(Dataset entries)

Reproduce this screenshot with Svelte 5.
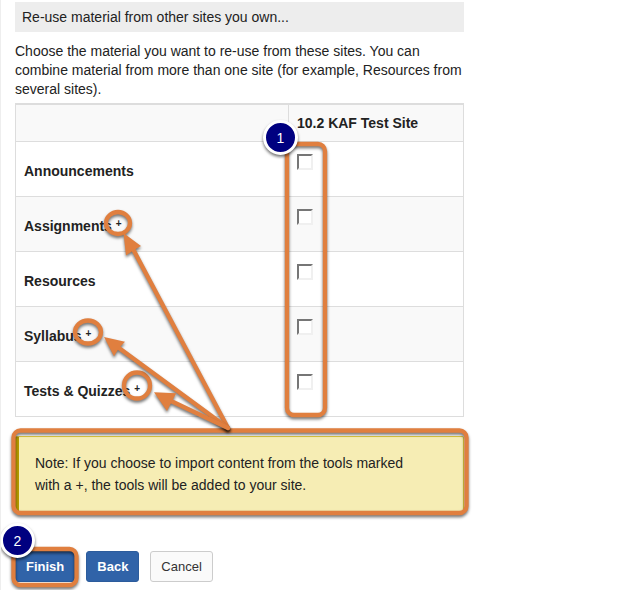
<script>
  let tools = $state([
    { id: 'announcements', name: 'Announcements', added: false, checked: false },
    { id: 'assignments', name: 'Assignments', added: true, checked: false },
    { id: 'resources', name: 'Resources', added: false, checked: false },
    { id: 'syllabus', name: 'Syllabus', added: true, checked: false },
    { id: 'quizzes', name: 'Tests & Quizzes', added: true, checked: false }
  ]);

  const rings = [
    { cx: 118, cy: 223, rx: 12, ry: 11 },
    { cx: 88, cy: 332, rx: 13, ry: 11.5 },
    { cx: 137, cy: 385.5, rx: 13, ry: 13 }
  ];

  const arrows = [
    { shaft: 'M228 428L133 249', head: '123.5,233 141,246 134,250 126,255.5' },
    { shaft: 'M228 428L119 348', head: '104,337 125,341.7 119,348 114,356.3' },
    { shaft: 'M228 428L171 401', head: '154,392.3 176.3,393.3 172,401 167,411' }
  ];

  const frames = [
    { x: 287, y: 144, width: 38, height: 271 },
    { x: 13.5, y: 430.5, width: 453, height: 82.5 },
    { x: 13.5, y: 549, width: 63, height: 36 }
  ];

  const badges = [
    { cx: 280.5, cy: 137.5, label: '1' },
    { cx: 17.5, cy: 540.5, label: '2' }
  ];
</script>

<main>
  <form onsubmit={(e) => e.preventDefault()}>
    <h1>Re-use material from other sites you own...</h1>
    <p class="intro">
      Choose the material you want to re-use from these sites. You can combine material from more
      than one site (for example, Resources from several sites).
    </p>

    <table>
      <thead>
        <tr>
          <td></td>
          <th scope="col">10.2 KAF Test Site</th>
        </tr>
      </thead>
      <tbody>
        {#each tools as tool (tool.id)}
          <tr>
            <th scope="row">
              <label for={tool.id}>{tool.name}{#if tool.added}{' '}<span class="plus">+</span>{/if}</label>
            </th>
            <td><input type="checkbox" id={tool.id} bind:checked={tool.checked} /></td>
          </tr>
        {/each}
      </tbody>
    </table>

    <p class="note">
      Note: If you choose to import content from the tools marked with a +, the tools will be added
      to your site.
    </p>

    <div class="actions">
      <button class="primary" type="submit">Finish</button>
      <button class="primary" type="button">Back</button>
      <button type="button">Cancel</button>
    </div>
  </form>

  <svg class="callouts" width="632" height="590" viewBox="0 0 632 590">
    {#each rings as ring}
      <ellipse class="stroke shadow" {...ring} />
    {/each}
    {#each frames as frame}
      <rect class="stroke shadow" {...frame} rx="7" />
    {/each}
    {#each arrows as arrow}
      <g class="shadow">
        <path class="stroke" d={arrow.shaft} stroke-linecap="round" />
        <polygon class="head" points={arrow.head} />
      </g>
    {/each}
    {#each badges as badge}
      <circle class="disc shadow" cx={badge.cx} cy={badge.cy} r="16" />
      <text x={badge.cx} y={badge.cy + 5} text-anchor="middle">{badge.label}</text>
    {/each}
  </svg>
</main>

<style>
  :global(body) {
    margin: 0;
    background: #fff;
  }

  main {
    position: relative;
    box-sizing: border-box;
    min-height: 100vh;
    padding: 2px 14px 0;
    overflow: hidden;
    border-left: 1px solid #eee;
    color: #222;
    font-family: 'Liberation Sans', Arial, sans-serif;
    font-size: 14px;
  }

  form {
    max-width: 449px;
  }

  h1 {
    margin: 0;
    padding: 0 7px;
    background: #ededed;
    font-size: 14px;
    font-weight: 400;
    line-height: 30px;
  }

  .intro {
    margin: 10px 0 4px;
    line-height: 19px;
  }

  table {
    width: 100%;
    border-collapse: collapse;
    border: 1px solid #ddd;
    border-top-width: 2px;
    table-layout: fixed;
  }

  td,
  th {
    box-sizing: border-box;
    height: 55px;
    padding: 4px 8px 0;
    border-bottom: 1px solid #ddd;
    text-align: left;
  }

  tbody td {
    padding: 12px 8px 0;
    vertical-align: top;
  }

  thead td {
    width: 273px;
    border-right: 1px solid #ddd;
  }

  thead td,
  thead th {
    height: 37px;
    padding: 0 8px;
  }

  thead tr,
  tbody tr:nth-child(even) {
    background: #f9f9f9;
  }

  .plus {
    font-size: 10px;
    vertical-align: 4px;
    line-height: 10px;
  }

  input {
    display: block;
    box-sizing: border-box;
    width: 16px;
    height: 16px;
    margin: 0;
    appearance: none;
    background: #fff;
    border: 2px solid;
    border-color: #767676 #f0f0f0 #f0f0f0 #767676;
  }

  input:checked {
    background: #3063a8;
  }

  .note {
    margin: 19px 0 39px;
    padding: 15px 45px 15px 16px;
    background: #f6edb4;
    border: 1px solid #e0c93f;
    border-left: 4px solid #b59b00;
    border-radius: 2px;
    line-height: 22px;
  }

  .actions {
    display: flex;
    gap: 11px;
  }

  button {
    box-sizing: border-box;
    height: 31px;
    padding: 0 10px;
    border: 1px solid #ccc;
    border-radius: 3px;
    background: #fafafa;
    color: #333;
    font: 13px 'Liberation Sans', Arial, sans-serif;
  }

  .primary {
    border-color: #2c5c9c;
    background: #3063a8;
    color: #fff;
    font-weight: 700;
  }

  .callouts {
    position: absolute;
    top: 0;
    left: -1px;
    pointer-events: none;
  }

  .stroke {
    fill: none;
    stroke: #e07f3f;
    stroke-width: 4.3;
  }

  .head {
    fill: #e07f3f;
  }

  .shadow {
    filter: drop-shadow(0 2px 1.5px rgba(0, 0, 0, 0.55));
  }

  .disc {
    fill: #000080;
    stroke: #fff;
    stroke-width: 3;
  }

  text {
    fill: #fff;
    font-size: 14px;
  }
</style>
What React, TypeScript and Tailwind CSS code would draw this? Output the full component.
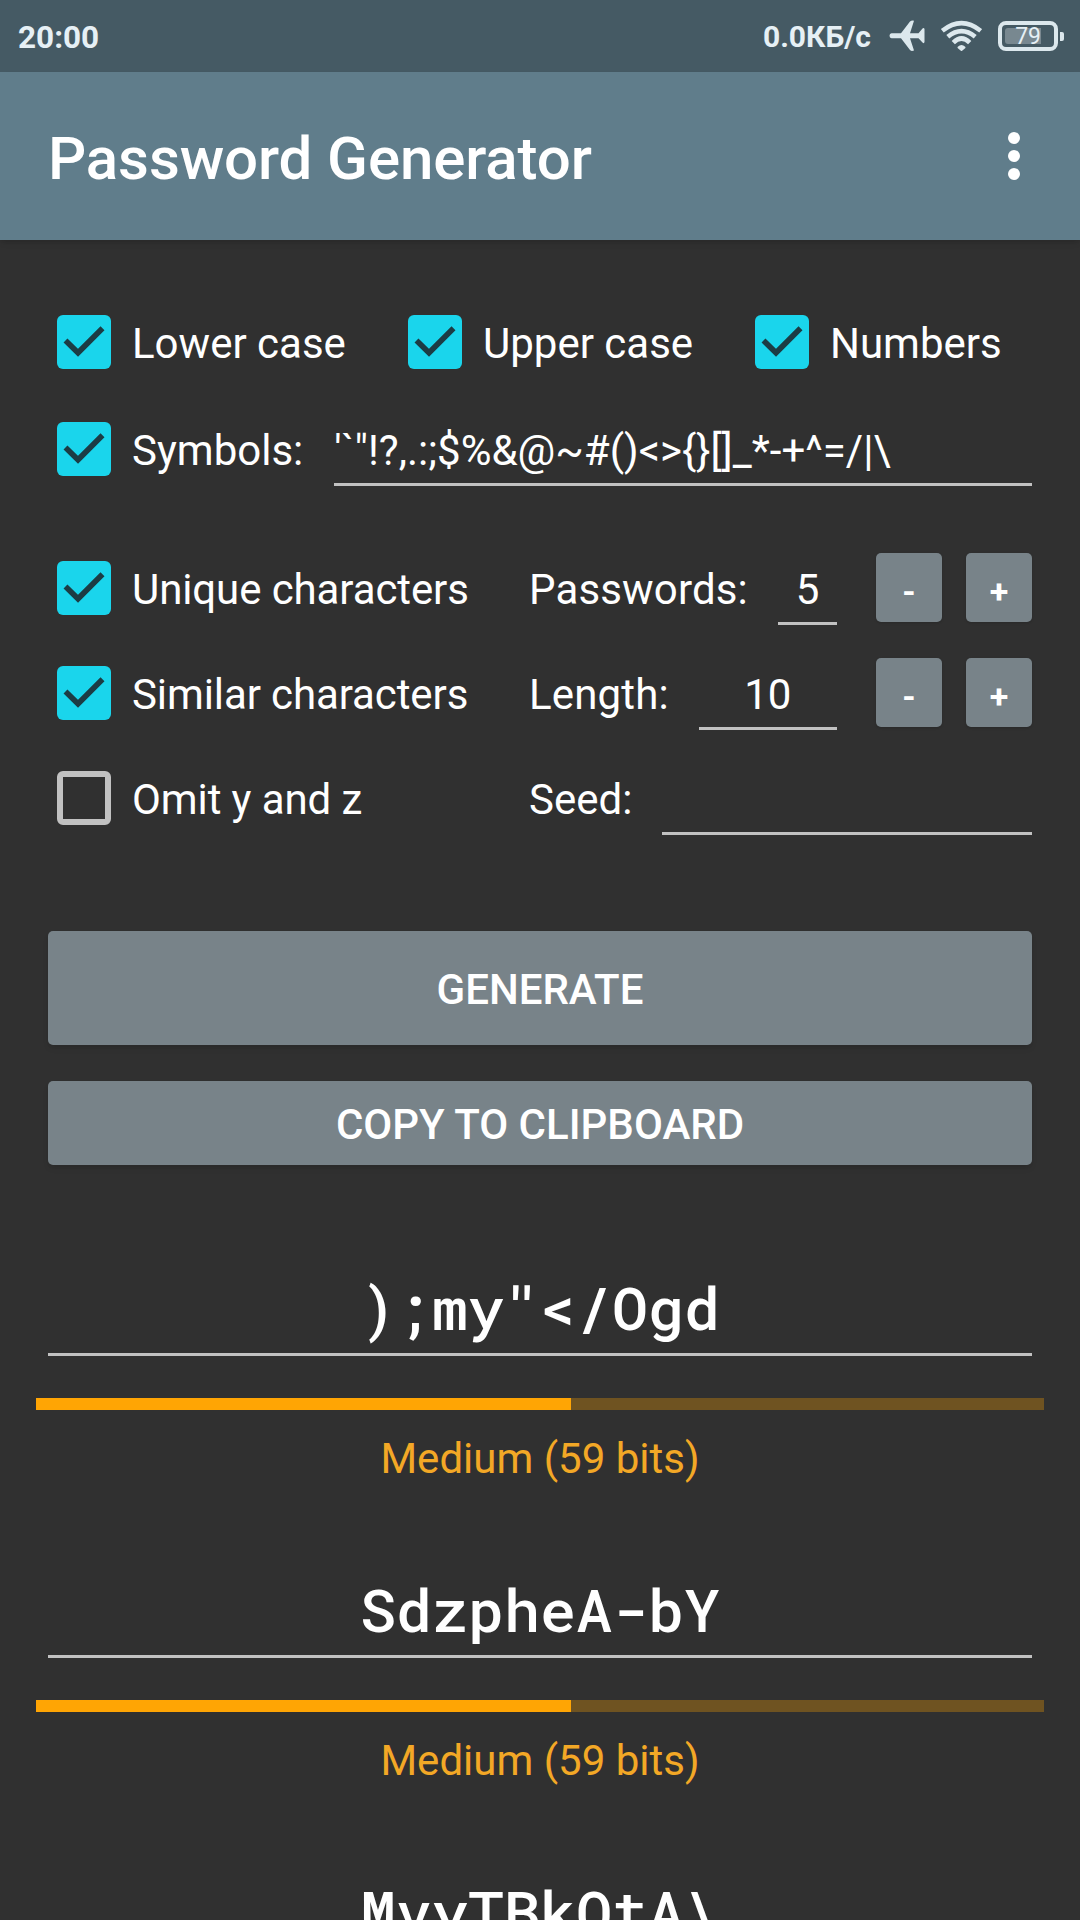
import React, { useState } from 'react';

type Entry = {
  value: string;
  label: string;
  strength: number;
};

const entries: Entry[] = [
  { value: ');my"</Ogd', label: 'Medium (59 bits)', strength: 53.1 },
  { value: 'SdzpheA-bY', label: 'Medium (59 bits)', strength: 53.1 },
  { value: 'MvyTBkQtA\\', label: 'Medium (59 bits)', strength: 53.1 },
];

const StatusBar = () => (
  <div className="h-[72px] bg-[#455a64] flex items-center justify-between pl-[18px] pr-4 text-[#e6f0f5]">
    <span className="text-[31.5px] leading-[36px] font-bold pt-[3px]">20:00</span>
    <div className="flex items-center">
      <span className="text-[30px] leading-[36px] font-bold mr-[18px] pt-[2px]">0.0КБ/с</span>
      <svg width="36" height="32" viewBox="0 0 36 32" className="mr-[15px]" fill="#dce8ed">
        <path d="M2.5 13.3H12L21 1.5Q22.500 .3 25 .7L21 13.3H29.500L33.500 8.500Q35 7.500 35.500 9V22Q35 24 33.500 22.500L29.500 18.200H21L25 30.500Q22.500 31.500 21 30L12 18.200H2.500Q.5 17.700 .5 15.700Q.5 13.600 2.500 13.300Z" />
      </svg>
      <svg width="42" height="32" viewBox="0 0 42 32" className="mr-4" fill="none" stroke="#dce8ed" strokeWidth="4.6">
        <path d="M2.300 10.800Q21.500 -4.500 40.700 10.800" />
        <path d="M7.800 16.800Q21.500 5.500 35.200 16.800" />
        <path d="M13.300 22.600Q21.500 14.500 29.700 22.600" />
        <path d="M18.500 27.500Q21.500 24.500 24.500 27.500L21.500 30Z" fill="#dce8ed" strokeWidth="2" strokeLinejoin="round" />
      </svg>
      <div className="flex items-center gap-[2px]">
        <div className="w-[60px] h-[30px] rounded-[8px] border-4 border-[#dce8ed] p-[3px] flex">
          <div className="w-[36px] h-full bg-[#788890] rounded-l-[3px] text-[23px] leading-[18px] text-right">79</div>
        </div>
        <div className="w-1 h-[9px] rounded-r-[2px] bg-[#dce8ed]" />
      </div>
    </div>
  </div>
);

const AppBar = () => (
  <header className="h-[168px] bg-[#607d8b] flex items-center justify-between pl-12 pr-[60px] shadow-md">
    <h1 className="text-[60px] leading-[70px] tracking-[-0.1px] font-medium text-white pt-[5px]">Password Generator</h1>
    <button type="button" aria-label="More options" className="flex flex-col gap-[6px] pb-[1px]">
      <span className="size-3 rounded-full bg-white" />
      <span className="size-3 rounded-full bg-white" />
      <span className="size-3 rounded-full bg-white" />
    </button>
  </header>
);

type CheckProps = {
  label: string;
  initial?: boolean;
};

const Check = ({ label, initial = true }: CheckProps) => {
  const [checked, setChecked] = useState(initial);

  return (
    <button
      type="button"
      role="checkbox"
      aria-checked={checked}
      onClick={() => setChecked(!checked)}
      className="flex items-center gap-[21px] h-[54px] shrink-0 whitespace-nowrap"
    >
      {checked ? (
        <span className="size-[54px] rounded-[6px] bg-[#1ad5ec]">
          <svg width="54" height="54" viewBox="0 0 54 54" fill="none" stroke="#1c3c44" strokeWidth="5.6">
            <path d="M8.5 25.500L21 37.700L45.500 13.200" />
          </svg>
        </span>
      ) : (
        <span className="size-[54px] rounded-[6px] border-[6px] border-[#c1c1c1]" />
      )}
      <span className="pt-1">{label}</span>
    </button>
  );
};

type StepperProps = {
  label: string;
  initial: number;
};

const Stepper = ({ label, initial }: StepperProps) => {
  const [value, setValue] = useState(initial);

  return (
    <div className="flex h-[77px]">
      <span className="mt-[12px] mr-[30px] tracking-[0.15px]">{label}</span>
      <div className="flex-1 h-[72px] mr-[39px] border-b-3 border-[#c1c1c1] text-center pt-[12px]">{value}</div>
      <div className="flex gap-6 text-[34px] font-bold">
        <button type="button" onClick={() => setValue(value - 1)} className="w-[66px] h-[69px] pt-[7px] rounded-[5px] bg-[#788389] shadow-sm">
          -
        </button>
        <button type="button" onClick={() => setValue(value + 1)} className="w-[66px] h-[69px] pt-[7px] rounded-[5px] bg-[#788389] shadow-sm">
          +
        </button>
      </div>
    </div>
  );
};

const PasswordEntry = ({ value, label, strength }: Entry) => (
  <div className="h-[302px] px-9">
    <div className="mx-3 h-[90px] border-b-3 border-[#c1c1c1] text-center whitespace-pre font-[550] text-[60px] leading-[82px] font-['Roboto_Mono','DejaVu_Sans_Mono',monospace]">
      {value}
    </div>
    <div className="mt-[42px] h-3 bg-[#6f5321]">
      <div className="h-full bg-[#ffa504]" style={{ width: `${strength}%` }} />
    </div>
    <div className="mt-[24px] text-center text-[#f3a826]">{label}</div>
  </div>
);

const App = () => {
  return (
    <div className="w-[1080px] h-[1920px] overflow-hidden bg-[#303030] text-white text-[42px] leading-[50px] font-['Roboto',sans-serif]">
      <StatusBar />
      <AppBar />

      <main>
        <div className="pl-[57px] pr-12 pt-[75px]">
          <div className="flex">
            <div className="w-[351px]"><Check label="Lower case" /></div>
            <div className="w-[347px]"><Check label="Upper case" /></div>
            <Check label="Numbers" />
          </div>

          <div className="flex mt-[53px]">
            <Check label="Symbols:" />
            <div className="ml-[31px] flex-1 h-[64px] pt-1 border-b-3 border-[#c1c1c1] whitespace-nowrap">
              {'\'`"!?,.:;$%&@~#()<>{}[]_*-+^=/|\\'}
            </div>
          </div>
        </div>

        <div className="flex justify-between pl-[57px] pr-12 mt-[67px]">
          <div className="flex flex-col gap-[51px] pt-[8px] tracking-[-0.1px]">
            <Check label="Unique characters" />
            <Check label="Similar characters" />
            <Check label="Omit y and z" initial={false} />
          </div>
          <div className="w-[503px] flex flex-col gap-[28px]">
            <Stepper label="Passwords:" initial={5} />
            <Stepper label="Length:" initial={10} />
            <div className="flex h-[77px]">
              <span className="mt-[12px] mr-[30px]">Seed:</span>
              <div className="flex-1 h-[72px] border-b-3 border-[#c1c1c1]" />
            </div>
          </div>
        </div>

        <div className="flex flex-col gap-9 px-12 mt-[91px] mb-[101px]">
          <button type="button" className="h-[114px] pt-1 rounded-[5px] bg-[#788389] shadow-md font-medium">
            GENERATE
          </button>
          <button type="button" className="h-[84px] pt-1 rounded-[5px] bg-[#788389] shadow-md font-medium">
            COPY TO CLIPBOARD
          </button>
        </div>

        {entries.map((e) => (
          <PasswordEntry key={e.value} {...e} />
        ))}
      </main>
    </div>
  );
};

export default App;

#### [Exercise]
Show every line in the records above that contains the word "this".

#### [Task answer]
Reproduce this screenshot with Svelte 5.
What React, TypeScript and Tailwind CSS code would draw this? Output the full component.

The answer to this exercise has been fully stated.